WHAT IS EXPECTED: Set down the full listing exactly as given. Any pictures are to be left out.

GIVEN DATA:
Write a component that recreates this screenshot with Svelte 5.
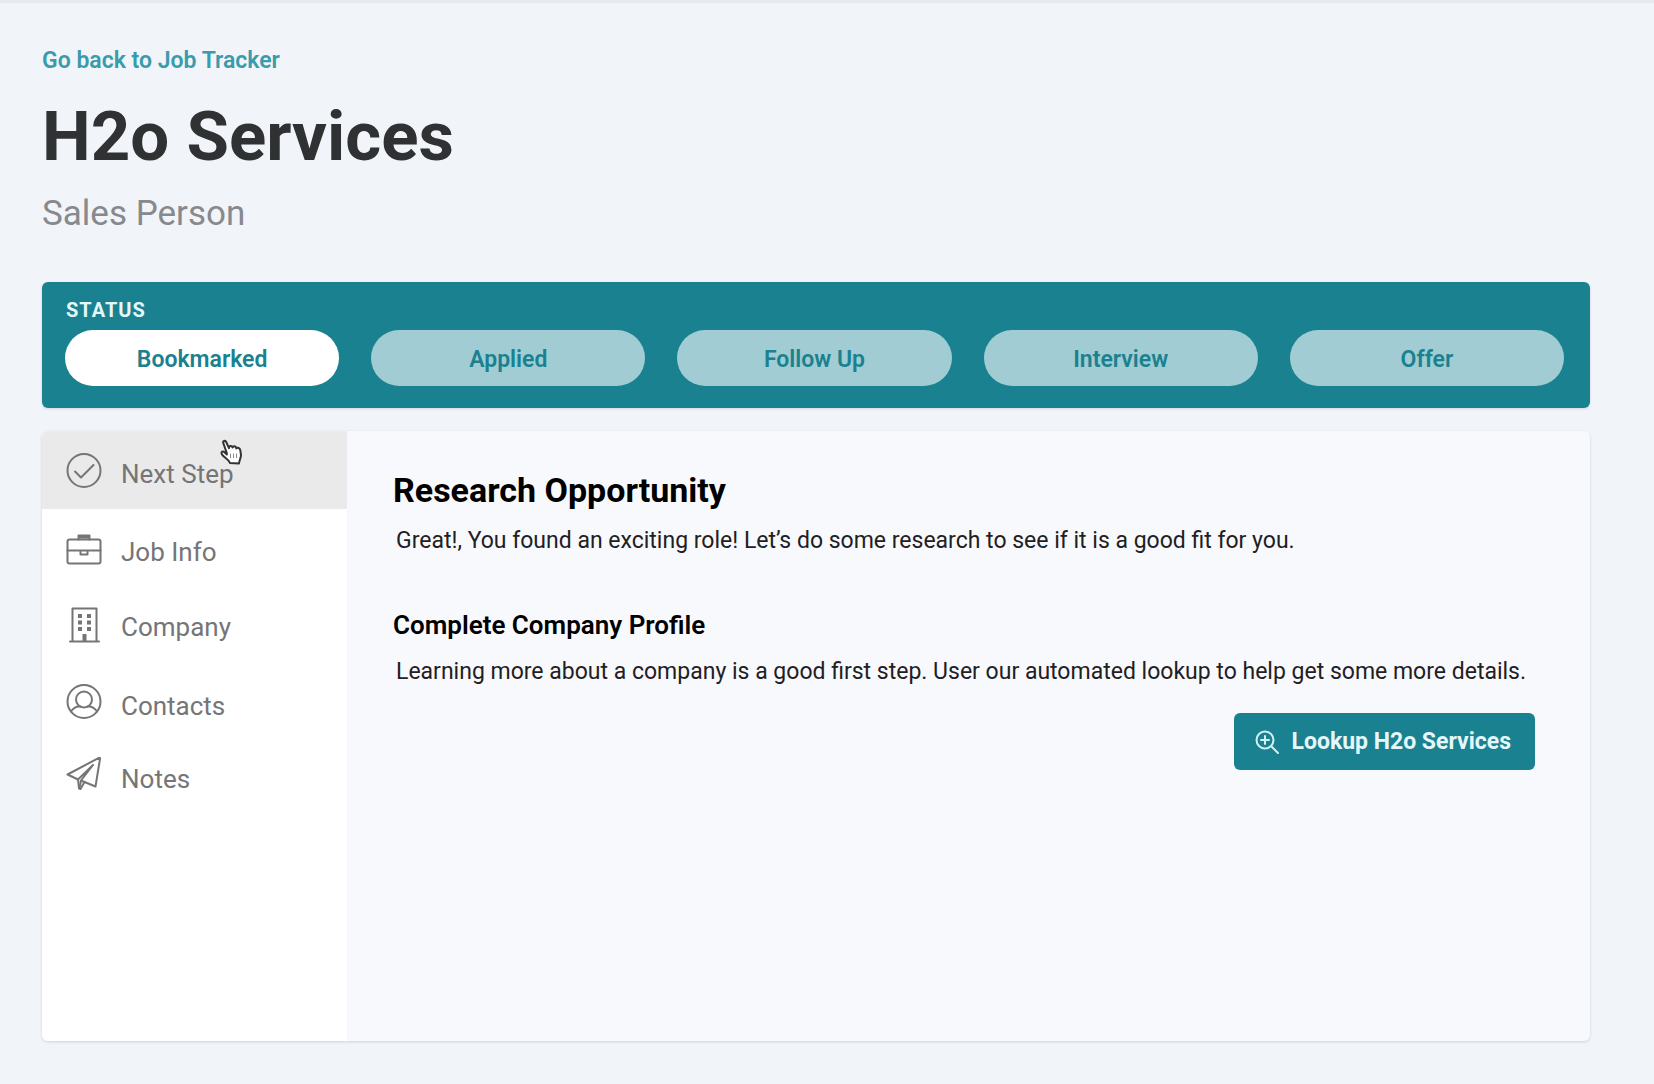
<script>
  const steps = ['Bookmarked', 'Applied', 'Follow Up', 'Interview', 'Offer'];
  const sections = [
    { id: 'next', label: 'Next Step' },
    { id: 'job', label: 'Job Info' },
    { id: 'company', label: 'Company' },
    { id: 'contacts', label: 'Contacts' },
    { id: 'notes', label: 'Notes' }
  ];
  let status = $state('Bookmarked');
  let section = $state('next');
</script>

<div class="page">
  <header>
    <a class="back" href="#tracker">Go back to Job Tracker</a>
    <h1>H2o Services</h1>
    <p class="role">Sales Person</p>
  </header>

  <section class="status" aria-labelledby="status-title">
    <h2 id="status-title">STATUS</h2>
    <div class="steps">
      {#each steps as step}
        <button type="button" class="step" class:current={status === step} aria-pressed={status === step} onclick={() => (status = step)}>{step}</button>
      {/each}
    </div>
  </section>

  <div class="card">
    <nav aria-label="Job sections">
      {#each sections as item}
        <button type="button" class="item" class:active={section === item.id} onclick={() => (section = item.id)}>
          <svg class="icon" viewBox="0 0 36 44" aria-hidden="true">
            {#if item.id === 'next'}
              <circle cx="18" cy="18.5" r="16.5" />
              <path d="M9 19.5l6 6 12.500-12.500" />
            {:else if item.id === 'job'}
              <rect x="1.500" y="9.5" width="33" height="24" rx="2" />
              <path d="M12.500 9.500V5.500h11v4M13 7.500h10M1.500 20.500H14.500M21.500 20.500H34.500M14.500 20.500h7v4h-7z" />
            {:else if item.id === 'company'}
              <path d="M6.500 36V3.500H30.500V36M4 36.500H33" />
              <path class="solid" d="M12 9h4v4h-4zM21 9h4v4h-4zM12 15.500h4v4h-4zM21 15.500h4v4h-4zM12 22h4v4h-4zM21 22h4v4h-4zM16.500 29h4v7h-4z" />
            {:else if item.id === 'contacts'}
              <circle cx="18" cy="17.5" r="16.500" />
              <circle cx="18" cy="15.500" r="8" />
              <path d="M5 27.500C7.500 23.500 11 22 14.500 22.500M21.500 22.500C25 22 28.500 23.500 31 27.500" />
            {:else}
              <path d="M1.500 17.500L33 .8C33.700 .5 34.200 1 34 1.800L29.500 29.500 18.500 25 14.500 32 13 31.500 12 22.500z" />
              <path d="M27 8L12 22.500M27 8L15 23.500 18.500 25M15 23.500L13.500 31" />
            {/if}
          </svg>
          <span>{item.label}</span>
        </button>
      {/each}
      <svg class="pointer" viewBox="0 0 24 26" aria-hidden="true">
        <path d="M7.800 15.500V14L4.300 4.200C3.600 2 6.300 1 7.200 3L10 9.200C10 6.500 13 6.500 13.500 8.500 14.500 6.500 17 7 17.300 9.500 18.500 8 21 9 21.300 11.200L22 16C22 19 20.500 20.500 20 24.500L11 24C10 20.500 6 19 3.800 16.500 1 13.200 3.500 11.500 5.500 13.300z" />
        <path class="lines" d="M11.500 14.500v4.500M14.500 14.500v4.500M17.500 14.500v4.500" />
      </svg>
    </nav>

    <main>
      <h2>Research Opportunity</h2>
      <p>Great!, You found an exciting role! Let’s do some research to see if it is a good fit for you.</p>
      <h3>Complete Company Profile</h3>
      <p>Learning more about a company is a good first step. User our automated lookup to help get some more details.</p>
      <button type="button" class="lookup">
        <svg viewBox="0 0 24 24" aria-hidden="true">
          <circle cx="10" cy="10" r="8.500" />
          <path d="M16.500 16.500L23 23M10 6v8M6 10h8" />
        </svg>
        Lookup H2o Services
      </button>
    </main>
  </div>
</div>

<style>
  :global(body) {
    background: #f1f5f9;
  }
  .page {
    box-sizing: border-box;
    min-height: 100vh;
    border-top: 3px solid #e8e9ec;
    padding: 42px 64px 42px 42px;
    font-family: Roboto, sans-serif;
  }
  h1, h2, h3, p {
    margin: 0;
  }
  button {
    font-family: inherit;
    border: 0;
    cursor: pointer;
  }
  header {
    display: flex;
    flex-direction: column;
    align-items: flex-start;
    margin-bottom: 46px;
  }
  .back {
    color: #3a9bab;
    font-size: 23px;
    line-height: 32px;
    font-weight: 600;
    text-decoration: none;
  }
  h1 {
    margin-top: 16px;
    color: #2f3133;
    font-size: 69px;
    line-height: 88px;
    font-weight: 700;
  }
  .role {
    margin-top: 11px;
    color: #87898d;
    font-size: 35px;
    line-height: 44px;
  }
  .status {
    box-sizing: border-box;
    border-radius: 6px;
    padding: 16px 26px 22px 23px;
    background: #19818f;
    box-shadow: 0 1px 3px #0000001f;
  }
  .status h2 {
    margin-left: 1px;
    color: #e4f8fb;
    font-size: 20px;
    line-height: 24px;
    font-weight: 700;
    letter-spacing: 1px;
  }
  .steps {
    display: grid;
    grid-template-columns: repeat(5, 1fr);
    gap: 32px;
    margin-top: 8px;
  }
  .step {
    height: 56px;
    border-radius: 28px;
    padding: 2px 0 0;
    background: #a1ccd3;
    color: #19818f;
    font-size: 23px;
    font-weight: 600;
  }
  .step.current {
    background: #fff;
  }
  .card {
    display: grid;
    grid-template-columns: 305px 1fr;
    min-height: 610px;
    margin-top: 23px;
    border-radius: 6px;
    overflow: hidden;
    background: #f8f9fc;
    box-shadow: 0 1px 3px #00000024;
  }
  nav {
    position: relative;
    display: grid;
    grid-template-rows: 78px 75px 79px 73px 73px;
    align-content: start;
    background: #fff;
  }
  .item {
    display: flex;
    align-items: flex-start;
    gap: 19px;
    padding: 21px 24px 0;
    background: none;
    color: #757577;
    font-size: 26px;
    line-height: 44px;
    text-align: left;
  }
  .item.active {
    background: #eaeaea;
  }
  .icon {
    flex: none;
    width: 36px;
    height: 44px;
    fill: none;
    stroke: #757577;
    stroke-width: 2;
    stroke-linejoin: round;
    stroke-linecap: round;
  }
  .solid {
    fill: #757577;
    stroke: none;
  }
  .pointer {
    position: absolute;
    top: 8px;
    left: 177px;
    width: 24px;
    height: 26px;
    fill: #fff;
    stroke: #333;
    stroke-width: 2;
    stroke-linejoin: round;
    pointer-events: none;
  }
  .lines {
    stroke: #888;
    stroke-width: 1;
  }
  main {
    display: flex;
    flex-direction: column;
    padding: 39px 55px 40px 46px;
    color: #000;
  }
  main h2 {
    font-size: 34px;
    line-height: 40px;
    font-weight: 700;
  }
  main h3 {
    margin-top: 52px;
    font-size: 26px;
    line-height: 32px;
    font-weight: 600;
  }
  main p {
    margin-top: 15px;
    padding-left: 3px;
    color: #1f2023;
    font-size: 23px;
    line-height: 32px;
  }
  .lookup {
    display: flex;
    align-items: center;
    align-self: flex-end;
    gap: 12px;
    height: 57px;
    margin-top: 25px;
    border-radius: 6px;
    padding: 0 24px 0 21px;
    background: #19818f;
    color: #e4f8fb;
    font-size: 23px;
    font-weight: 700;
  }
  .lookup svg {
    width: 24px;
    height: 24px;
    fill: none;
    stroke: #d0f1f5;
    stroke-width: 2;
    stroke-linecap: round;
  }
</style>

ANSWER TO THE EXERCISE:
Write a component that recreates this screenshot with Svelte 5.
<script>
  const steps = ['Bookmarked', 'Applied', 'Follow Up', 'Interview', 'Offer'];
  const sections = [
    { id: 'next', label: 'Next Step' },
    { id: 'job', label: 'Job Info' },
    { id: 'company', label: 'Company' },
    { id: 'contacts', label: 'Contacts' },
    { id: 'notes', label: 'Notes' }
  ];
  let status = $state('Bookmarked');
  let section = $state('next');
</script>

<div class="page">
  <header>
    <a class="back" href="#tracker">Go back to Job Tracker</a>
    <h1>H2o Services</h1>
    <p class="role">Sales Person</p>
  </header>

  <section class="status" aria-labelledby="status-title">
    <h2 id="status-title">STATUS</h2>
    <div class="steps">
      {#each steps as step}
        <button type="button" class="step" class:current={status === step} aria-pressed={status === step} onclick={() => (status = step)}>{step}</button>
      {/each}
    </div>
  </section>

  <div class="card">
    <nav aria-label="Job sections">
      {#each sections as item}
        <button type="button" class="item" class:active={section === item.id} onclick={() => (section = item.id)}>
          <svg class="icon" viewBox="0 0 36 44" aria-hidden="true">
            {#if item.id === 'next'}
              <circle cx="18" cy="18.5" r="16.5" />
              <path d="M9 19.5l6 6 12.500-12.500" />
            {:else if item.id === 'job'}
              <rect x="1.500" y="9.5" width="33" height="24" rx="2" />
              <path d="M12.500 9.500V5.500h11v4M13 7.500h10M1.500 20.500H14.500M21.500 20.500H34.500M14.500 20.500h7v4h-7z" />
            {:else if item.id === 'company'}
              <path d="M6.500 36V3.500H30.500V36M4 36.500H33" />
              <path class="solid" d="M12 9h4v4h-4zM21 9h4v4h-4zM12 15.500h4v4h-4zM21 15.500h4v4h-4zM12 22h4v4h-4zM21 22h4v4h-4zM16.500 29h4v7h-4z" />
            {:else if item.id === 'contacts'}
              <circle cx="18" cy="17.5" r="16.500" />
              <circle cx="18" cy="15.500" r="8" />
              <path d="M5 27.500C7.500 23.500 11 22 14.500 22.500M21.500 22.500C25 22 28.500 23.500 31 27.500" />
            {:else}
              <path d="M1.500 17.500L33 .8C33.700 .5 34.200 1 34 1.800L29.500 29.500 18.500 25 14.500 32 13 31.500 12 22.500z" />
              <path d="M27 8L12 22.500M27 8L15 23.500 18.500 25M15 23.500L13.500 31" />
            {/if}
          </svg>
          <span>{item.label}</span>
        </button>
      {/each}
      <svg class="pointer" viewBox="0 0 24 26" aria-hidden="true">
        <path d="M7.800 15.500V14L4.300 4.200C3.600 2 6.300 1 7.200 3L10 9.200C10 6.500 13 6.500 13.500 8.500 14.500 6.500 17 7 17.300 9.500 18.500 8 21 9 21.300 11.200L22 16C22 19 20.500 20.500 20 24.500L11 24C10 20.500 6 19 3.800 16.500 1 13.200 3.500 11.500 5.500 13.300z" />
        <path class="lines" d="M11.500 14.500v4.500M14.500 14.500v4.500M17.500 14.500v4.500" />
      </svg>
    </nav>

    <main>
      <h2>Research Opportunity</h2>
      <p>Great!, You found an exciting role! Let’s do some research to see if it is a good fit for you.</p>
      <h3>Complete Company Profile</h3>
      <p>Learning more about a company is a good first step. User our automated lookup to help get some more details.</p>
      <button type="button" class="lookup">
        <svg viewBox="0 0 24 24" aria-hidden="true">
          <circle cx="10" cy="10" r="8.500" />
          <path d="M16.500 16.500L23 23M10 6v8M6 10h8" />
        </svg>
        Lookup H2o Services
      </button>
    </main>
  </div>
</div>

<style>
  :global(body) {
    background: #f1f5f9;
  }
  .page {
    box-sizing: border-box;
    min-height: 100vh;
    border-top: 3px solid #e8e9ec;
    padding: 42px 64px 42px 42px;
    font-family: Roboto, sans-serif;
  }
  h1, h2, h3, p {
    margin: 0;
  }
  button {
    font-family: inherit;
    border: 0;
    cursor: pointer;
  }
  header {
    display: flex;
    flex-direction: column;
    align-items: flex-start;
    margin-bottom: 46px;
  }
  .back {
    color: #3a9bab;
    font-size: 23px;
    line-height: 32px;
    font-weight: 600;
    text-decoration: none;
  }
  h1 {
    margin-top: 16px;
    color: #2f3133;
    font-size: 69px;
    line-height: 88px;
    font-weight: 700;
  }
  .role {
    margin-top: 11px;
    color: #87898d;
    font-size: 35px;
    line-height: 44px;
  }
  .status {
    box-sizing: border-box;
    border-radius: 6px;
    padding: 16px 26px 22px 23px;
    background: #19818f;
    box-shadow: 0 1px 3px #0000001f;
  }
  .status h2 {
    margin-left: 1px;
    color: #e4f8fb;
    font-size: 20px;
    line-height: 24px;
    font-weight: 700;
    letter-spacing: 1px;
  }
  .steps {
    display: grid;
    grid-template-columns: repeat(5, 1fr);
    gap: 32px;
    margin-top: 8px;
  }
  .step {
    height: 56px;
    border-radius: 28px;
    padding: 2px 0 0;
    background: #a1ccd3;
    color: #19818f;
    font-size: 23px;
    font-weight: 600;
  }
  .step.current {
    background: #fff;
  }
  .card {
    display: grid;
    grid-template-columns: 305px 1fr;
    min-height: 610px;
    margin-top: 23px;
    border-radius: 6px;
    overflow: hidden;
    background: #f8f9fc;
    box-shadow: 0 1px 3px #00000024;
  }
  nav {
    position: relative;
    display: grid;
    grid-template-rows: 78px 75px 79px 73px 73px;
    align-content: start;
    background: #fff;
  }
  .item {
    display: flex;
    align-items: flex-start;
    gap: 19px;
    padding: 21px 24px 0;
    background: none;
    color: #757577;
    font-size: 26px;
    line-height: 44px;
    text-align: left;
  }
  .item.active {
    background: #eaeaea;
  }
  .icon {
    flex: none;
    width: 36px;
    height: 44px;
    fill: none;
    stroke: #757577;
    stroke-width: 2;
    stroke-linejoin: round;
    stroke-linecap: round;
  }
  .solid {
    fill: #757577;
    stroke: none;
  }
  .pointer {
    position: absolute;
    top: 8px;
    left: 177px;
    width: 24px;
    height: 26px;
    fill: #fff;
    stroke: #333;
    stroke-width: 2;
    stroke-linejoin: round;
    pointer-events: none;
  }
  .lines {
    stroke: #888;
    stroke-width: 1;
  }
  main {
    display: flex;
    flex-direction: column;
    padding: 39px 55px 40px 46px;
    color: #000;
  }
  main h2 {
    font-size: 34px;
    line-height: 40px;
    font-weight: 700;
  }
  main h3 {
    margin-top: 52px;
    font-size: 26px;
    line-height: 32px;
    font-weight: 600;
  }
  main p {
    margin-top: 15px;
    padding-left: 3px;
    color: #1f2023;
    font-size: 23px;
    line-height: 32px;
  }
  .lookup {
    display: flex;
    align-items: center;
    align-self: flex-end;
    gap: 12px;
    height: 57px;
    margin-top: 25px;
    border-radius: 6px;
    padding: 0 24px 0 21px;
    background: #19818f;
    color: #e4f8fb;
    font-size: 23px;
    font-weight: 700;
  }
  .lookup svg {
    width: 24px;
    height: 24px;
    fill: none;
    stroke: #d0f1f5;
    stroke-width: 2;
    stroke-linecap: round;
  }
</style>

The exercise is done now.